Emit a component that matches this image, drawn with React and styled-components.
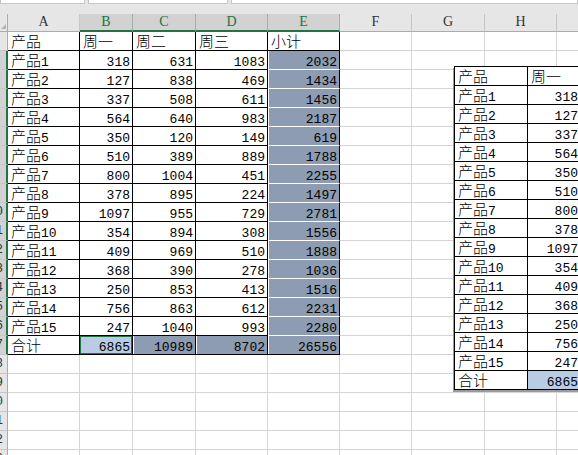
import React from 'react';
import styled, { createGlobalStyle, css } from 'styled-components';

const GREEN = '#217346';
const GRID = '#d4d4d4';
const SLATE = '#8d9cb2';
const LIGHT = '#b8cce4';

const Global = createGlobalStyle`
  html, body { margin: 0; padding: 0; background: #fff; overflow: hidden; }
  #root { width: 578px; height: 455px; }
`;

const Sheet = styled.div`
  position: relative;
  width: 578px;
  height: 455px;
  overflow: hidden;
  background: #fff;
  display: flex;
  flex-direction: column;
`;

const TopStrip = styled.div`
  height: 14px;
  flex: none;
  background: #e6e6e6;
  display: flex;
  align-items: flex-start;
  gap: 3px;
`;

const Box = styled.div`
  height: 4px;
  width: ${(p) => p.$w}px;
  flex: ${(p) => (p.$grow ? '1' : 'none')};
  background: #fff;
  border: 1px solid #c6c6c6;
  border-top: none;
  box-sizing: border-box;
`;

const Grid = styled.div`
  display: grid;
  grid-template-columns: 8px 72px 53px 63px 72px 72px 72px 73px 72px 72px;
  grid-template-rows: 18px repeat(23, 19px);
`;

const Corner = styled.div`
  background: #e6e6e6;
  border-right: 1px solid #ababab;
  border-bottom: 1px solid #ababab;
  box-sizing: border-box;
  display: flex;
  align-items: flex-end;
  justify-content: flex-end;
  padding: 0 1px 2px 0;
`;

const ColHead = styled.div`
  box-sizing: border-box;
  background: ${(p) => (p.$sel ? '#d2d2d2' : '#e6e6e6')};
  border-right: 1px solid ${(p) => (p.$sel ? '#9fb3a7' : '#c6c6c6')};
  border-bottom: ${(p) => (p.$sel ? `2px solid ${GREEN}` : '1px solid #ababab')};
  color: ${(p) => (p.$sel ? GREEN : '#333')};
  font-family: 'Liberation Serif', serif;
  font-size: 14px;
  line-height: 16px;
  display: flex;
  align-items: flex-end;
  justify-content: center;
  padding-bottom: ${(p) => (p.$sel ? 0 : 1)}px;
`;

const RowHead = styled.div`
  box-sizing: border-box;
  overflow: hidden;
  background: ${(p) => (p.$sel ? '#d2d2d2' : '#e6e6e6')};
  border-right: ${(p) => (p.$sel ? `2px solid ${GREEN}` : '1px solid #ababab')};
  border-bottom: 1px solid #c6c6c6;
  display: flex;
  align-items: flex-end;
`;

const RowNum = styled.span`
  flex: none;
  width: 25px;
  margin-left: -17px;
  text-align: center;
  font-family: 'Liberation Mono', monospace;
  font-size: 12.5px;
  line-height: 17px;
  color: #333;
`;

const Cell = styled.div`
  box-sizing: border-box;
  overflow: hidden;
  white-space: nowrap;
  display: flex;
  align-items: flex-end;
  justify-content: ${(p) => (p.$num ? 'flex-end' : 'flex-start')};
  padding: 0 2px 1px 3px;
  background: #fff;
  border-right: 1px solid ${(p) => (p.$table ? '#000' : GRID)};
  border-bottom: 1px solid ${(p) => (p.$joined ? '#fff' : p.$table ? '#000' : GRID)};
  color: #000;
  ${(p) =>
    p.$fill === 'slate' &&
    css`
      background: ${SLATE};
      box-shadow: inset 1px 0 0 #fff;
    `}
  ${(p) =>
    p.$fill === 'active' &&
    css`
      background: ${LIGHT};
      box-shadow: inset 0 0 0 1px ${GREEN};
    `}
  ${(p) =>
    p.$fill === 'light' &&
    css`
      background: ${LIGHT};
    `}
`;

const Content = styled.span`
  display: block;
  height: 16px;
  font-family: 'Noto Sans CJK SC', sans-serif;
  font-size: 15px;
  font-weight: 300;
  line-height: 16px;
`;

const Num = styled.span`
  font-family: 'Liberation Mono', monospace;
  font-size: 13px;
  font-weight: 400;
  line-height: 0;
`;

const Picture = styled.div`
  position: absolute;
  left: 454px;
  top: 66px;
  box-shadow: -1px 2px 0 #9a9a9a;
`;

const PicGrid = styled.div`
  display: grid;
  grid-template-columns: 73px 53px;
  grid-template-rows: repeat(17, 19px);
  border-top: 1px solid #000;
  border-left: 1px solid #000;
  background: #fff;
`;

const Label = ({ text }) => {
  const parts = String(text).split(/(\d+)/).filter(Boolean);
  return (
    <Content>
      {parts.map((p, i) => (/^\d+$/.test(p) ? <Num key={i}>{p}</Num> : <React.Fragment key={i}>{p}</React.Fragment>))}
    </Content>
  );
};

const data = [
  ['产品1', 318, 631, 1083, 2032],
  ['产品2', 127, 838, 469, 1434],
  ['产品3', 337, 508, 611, 1456],
  ['产品4', 564, 640, 983, 2187],
  ['产品5', 350, 120, 149, 619],
  ['产品6', 510, 389, 889, 1788],
  ['产品7', 800, 1004, 451, 2255],
  ['产品8', 378, 895, 224, 1497],
  ['产品9', 1097, 955, 729, 2781],
  ['产品10', 354, 894, 308, 1556],
  ['产品11', 409, 969, 510, 1888],
  ['产品12', 368, 390, 278, 1036],
  ['产品13', 250, 853, 413, 1516],
  ['产品14', 756, 863, 612, 2231],
  ['产品15', 247, 1040, 993, 2280],
];
const totals = ['合计', 6865, 10989, 8702, 26556];
const table = [['产品', '周一', '周二', '周三', '小计'], ...data, totals];

const letters = ['A', 'B', 'C', 'D', 'E', 'F', 'G', 'H', 'I'];

export default function App() {
  const cells = [];
  cells.push(
    <Corner key="corner">
      <svg width="5" height="5" viewBox="0 0 5 5">
        <path d="M5 0 L5 5 L0 5 Z" fill="#b4b4b4" />
      </svg>
    </Corner>
  );
  letters.forEach((l, c) => {
    cells.push(
      <ColHead key={`h${c}`} $sel={c >= 1 && c <= 4}>
        {l}
      </ColHead>
    );
  });
  for (let r = 1; r <= 23; r++) {
    cells.push(
      <RowHead key={`r${r}`} $sel={r >= 2 && r <= 17}>
        <RowNum>{r}</RowNum>
      </RowHead>
    );
    for (let c = 0; c < 9; c++) {
      const inTable = r <= 17 && c <= 4;
      const v = inTable ? table[r - 1][c] : null;
      let fill = null;
      if (c === 4 && r >= 2 && r <= 16) fill = 'slate';
      if (r === 17 && c === 1) fill = 'active';
      if (r === 17 && c >= 2 && c <= 4) fill = 'slate';
      const isNum = typeof v === 'number';
      cells.push(
        <Cell key={`${r}-${c}`} $table={inTable} $num={isNum} $fill={fill} $joined={c === 4 && r >= 2 && r <= 16}>
          {v !== null &&
            (isNum ? (
              <Content>
                <Num>{v}</Num>
              </Content>
            ) : (
              <Label text={v} />
            ))}
        </Cell>
      );
    }
  }

  const pic = [];
  table.forEach((row, i) => {
    const name = row[0];
    const mon = row[1];
    const isNum = typeof mon === 'number';
    pic.push(
      <Cell key={`p${i}a`} $table>
        <Label text={name} />
      </Cell>
    );
    pic.push(
      <Cell key={`p${i}b`} $table $num={isNum} $fill={i === 16 ? 'light' : null}>
        {isNum ? (
          <Content>
            <Num>{mon}</Num>
          </Content>
        ) : (
          <Label text={mon} />
        )}
      </Cell>
    );
  });

  return (
    <>
      <Global />
      <Sheet>
        <TopStrip>
          <Box $w={85} />
          <Box $w={140} />
          <Box $grow />
        </TopStrip>
        <Grid>{cells}</Grid>
        <Picture>
          <PicGrid>{pic}</PicGrid>
        </Picture>
      </Sheet>
    </>
  );
}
○ ○ ○ ○ ○
(Do this): Without any pictures, reproduce the lines from the first one in the material through the line that has "const LIGHT = '#b8cce4';", exactly as they appear.

(Answer):
Emit a component that matches this image, drawn with React and styled-components.
import React from 'react';
import styled, { createGlobalStyle, css } from 'styled-components';

const GREEN = '#217346';
const GRID = '#d4d4d4';
const SLATE = '#8d9cb2';
const LIGHT = '#b8cce4';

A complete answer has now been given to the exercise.